---------- Given material ----------

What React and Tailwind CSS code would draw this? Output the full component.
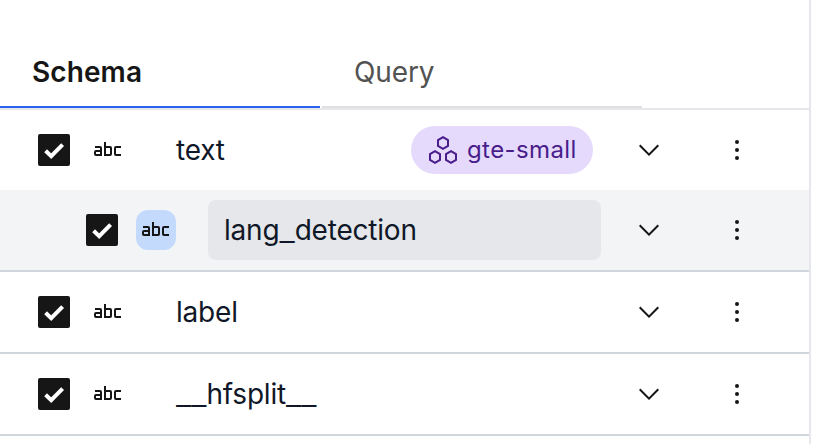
import { Fragment } from "react";

function Checkbox() {
  return (
    <span className="flex size-8 shrink-0 items-center justify-center rounded-[2px] bg-[#161616]">
      <svg viewBox="0 0 32 32" className="size-8" fill="none" stroke="#fff" strokeWidth="4">
        <path d="M7.6 16.7 13.2 22.1 24.6 10.6" />
      </svg>
    </span>
  );
}

function StringIcon() {
  return (
    <svg viewBox="0 0 32 32" className="size-8 shrink-0" fill="#161616">
      <path d="M29,22H24a2,2,0,0,1-2-2V14a2,2,0,0,1,2-2h5v2H24v6h5Z" />
      <path d="M18,12H14V8H12V22h6a2,2,0,0,0,2-2V14A2,2,0,0,0,18,12Zm-4,8V14h4v6Z" />
      <path d="M8,12H3v2H8v2H4a2,2,0,0,0-2,2v2a2,2,0,0,0,2,2h6V14A2,2,0,0,0,8,12Zm0,8H4V18H8Z" />
    </svg>
  );
}

function ModelIcon() {
  return (
    <svg viewBox="0 0 32 32" className="size-8" fill="none" stroke="#491d8b" strokeWidth="2">
      <path d="M16 3.2 21 6.1V11.9L16 14.8 11 11.9V6.1Z" />
      <path d="M8 17.2 13 20.1V25.9L8 28.8 3 25.9V20.1Z" />
      <path d="M24 17.2 29 20.1V25.9L24 28.8 19 25.9V20.1Z" />
    </svg>
  );
}

function RowActions() {
  return (
    <div className="flex items-center gap-14 pr-14">
      <svg viewBox="0 0 32 32" className="size-8" fill="#161616">
        <path d="M16 22 6 12 7.4 10.6 16 19.2 24.6 10.6 26 12Z" />
      </svg>
      <svg viewBox="0 0 32 32" className="size-8" fill="#161616">
        <circle cx="16" cy="8" r="2" />
        <circle cx="16" cy="16" r="2" />
        <circle cx="16" cy="24" r="2" />
      </svg>
    </div>
  );
}

function FieldName({ children }) {
  return (
    <span className="tracking-[-0.2px]">
      {children.split(/(_+)/).map((part, i) =>
        part.startsWith("_") ? (
          <span key={i} className="align-[-1px] text-[34px] leading-none font-light tracking-normal">
            {part}
          </span>
        ) : (
          <Fragment key={i}>{part}</Fragment>
        )
      )}
    </span>
  );
}

function FieldRow({ name, badge }) {
  return (
    <div className="flex h-20 items-center pl-[38px]">
      <Checkbox />
      <div className="ml-[22px]">
        <StringIcon />
      </div>
      <div className="ml-[52px] flex-1 text-gray-900">
        <FieldName>{name}</FieldName>
      </div>
      {badge && (
        <div className="mr-10 flex h-12 w-[182px] items-center gap-2 rounded-full bg-[#e5dafb] pl-4 text-2xl tracking-[0.4px] text-[#491d8b]">
          <ModelIcon />
          {badge}
        </div>
      )}
      <RowActions />
    </div>
  );
}

function DerivedRow({ name }) {
  return (
    <div className="flex h-20 items-center bg-gray-100 pl-[86px]">
      <Checkbox />
      <div className="ml-[18px] flex size-10 items-center justify-center rounded-xl bg-[#c3dafd]">
        <StringIcon />
      </div>
      <div className="mr-8 ml-8 flex h-[60px] flex-1 items-center rounded-lg bg-gray-200 px-4 text-gray-900">
        <FieldName>{name}</FieldName>
      </div>
      <RowActions />
    </div>
  );
}

export default function App() {
  return (
    <div className="h-[444px] w-[818px] overflow-hidden bg-white font-['Inter',sans-serif] text-[28px] leading-10">
      <div className="h-full w-[811px] border-r-2 border-[#e5e7eb]">
        <div className="flex h-[110px] items-end gap-0.5 border-b-2 border-[#e5e7eb]">
          <div className="h-[72px] w-80 border-b-2 border-[#2c62f0] px-8 pt-4 font-semibold tracking-[0.1px] text-[#161616]">
            Schema
          </div>
          <div className="h-[72px] w-80 border-b-2 border-[#e0e0e0] px-8 pt-4 tracking-[-0.1px] text-[#525252]">
            Query
          </div>
        </div>
        <div className="border-b-2 border-gray-300">
          <FieldRow name="text" badge="gte-small" />
          <DerivedRow name="lang_detection" />
        </div>
        <div className="border-b-2 border-gray-300">
          <FieldRow name="label" />
        </div>
        <div className="border-b-2 border-gray-300">
          <FieldRow name="__hfsplit__" />
        </div>
      </div>
    </div>
  );
}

----------

Without the pictures, print the whole listing exactly as given.

What React and Tailwind CSS code would draw this? Output the full component.
import { Fragment } from "react";

function Checkbox() {
  return (
    <span className="flex size-8 shrink-0 items-center justify-center rounded-[2px] bg-[#161616]">
      <svg viewBox="0 0 32 32" className="size-8" fill="none" stroke="#fff" strokeWidth="4">
        <path d="M7.6 16.7 13.2 22.1 24.6 10.6" />
      </svg>
    </span>
  );
}

function StringIcon() {
  return (
    <svg viewBox="0 0 32 32" className="size-8 shrink-0" fill="#161616">
      <path d="M29,22H24a2,2,0,0,1-2-2V14a2,2,0,0,1,2-2h5v2H24v6h5Z" />
      <path d="M18,12H14V8H12V22h6a2,2,0,0,0,2-2V14A2,2,0,0,0,18,12Zm-4,8V14h4v6Z" />
      <path d="M8,12H3v2H8v2H4a2,2,0,0,0-2,2v2a2,2,0,0,0,2,2h6V14A2,2,0,0,0,8,12Zm0,8H4V18H8Z" />
    </svg>
  );
}

function ModelIcon() {
  return (
    <svg viewBox="0 0 32 32" className="size-8" fill="none" stroke="#491d8b" strokeWidth="2">
      <path d="M16 3.2 21 6.1V11.9L16 14.8 11 11.9V6.1Z" />
      <path d="M8 17.2 13 20.1V25.9L8 28.8 3 25.9V20.1Z" />
      <path d="M24 17.2 29 20.1V25.9L24 28.8 19 25.9V20.1Z" />
    </svg>
  );
}

function RowActions() {
  return (
    <div className="flex items-center gap-14 pr-14">
      <svg viewBox="0 0 32 32" className="size-8" fill="#161616">
        <path d="M16 22 6 12 7.4 10.6 16 19.2 24.6 10.6 26 12Z" />
      </svg>
      <svg viewBox="0 0 32 32" className="size-8" fill="#161616">
        <circle cx="16" cy="8" r="2" />
        <circle cx="16" cy="16" r="2" />
        <circle cx="16" cy="24" r="2" />
      </svg>
    </div>
  );
}

function FieldName({ children }) {
  return (
    <span className="tracking-[-0.2px]">
      {children.split(/(_+)/).map((part, i) =>
        part.startsWith("_") ? (
          <span key={i} className="align-[-1px] text-[34px] leading-none font-light tracking-normal">
            {part}
          </span>
        ) : (
          <Fragment key={i}>{part}</Fragment>
        )
      )}
    </span>
  );
}

function FieldRow({ name, badge }) {
  return (
    <div className="flex h-20 items-center pl-[38px]">
      <Checkbox />
      <div className="ml-[22px]">
        <StringIcon />
      </div>
      <div className="ml-[52px] flex-1 text-gray-900">
        <FieldName>{name}</FieldName>
      </div>
      {badge && (
        <div className="mr-10 flex h-12 w-[182px] items-center gap-2 rounded-full bg-[#e5dafb] pl-4 text-2xl tracking-[0.4px] text-[#491d8b]">
          <ModelIcon />
          {badge}
        </div>
      )}
      <RowActions />
    </div>
  );
}

function DerivedRow({ name }) {
  return (
    <div className="flex h-20 items-center bg-gray-100 pl-[86px]">
      <Checkbox />
      <div className="ml-[18px] flex size-10 items-center justify-center rounded-xl bg-[#c3dafd]">
        <StringIcon />
      </div>
      <div className="mr-8 ml-8 flex h-[60px] flex-1 items-center rounded-lg bg-gray-200 px-4 text-gray-900">
        <FieldName>{name}</FieldName>
      </div>
      <RowActions />
    </div>
  );
}

export default function App() {
  return (
    <div className="h-[444px] w-[818px] overflow-hidden bg-white font-['Inter',sans-serif] text-[28px] leading-10">
      <div className="h-full w-[811px] border-r-2 border-[#e5e7eb]">
        <div className="flex h-[110px] items-end gap-0.5 border-b-2 border-[#e5e7eb]">
          <div className="h-[72px] w-80 border-b-2 border-[#2c62f0] px-8 pt-4 font-semibold tracking-[0.1px] text-[#161616]">
            Schema
          </div>
          <div className="h-[72px] w-80 border-b-2 border-[#e0e0e0] px-8 pt-4 tracking-[-0.1px] text-[#525252]">
            Query
          </div>
        </div>
        <div className="border-b-2 border-gray-300">
          <FieldRow name="text" badge="gte-small" />
          <DerivedRow name="lang_detection" />
        </div>
        <div className="border-b-2 border-gray-300">
          <FieldRow name="label" />
        </div>
        <div className="border-b-2 border-gray-300">
          <FieldRow name="__hfsplit__" />
        </div>
      </div>
    </div>
  );
}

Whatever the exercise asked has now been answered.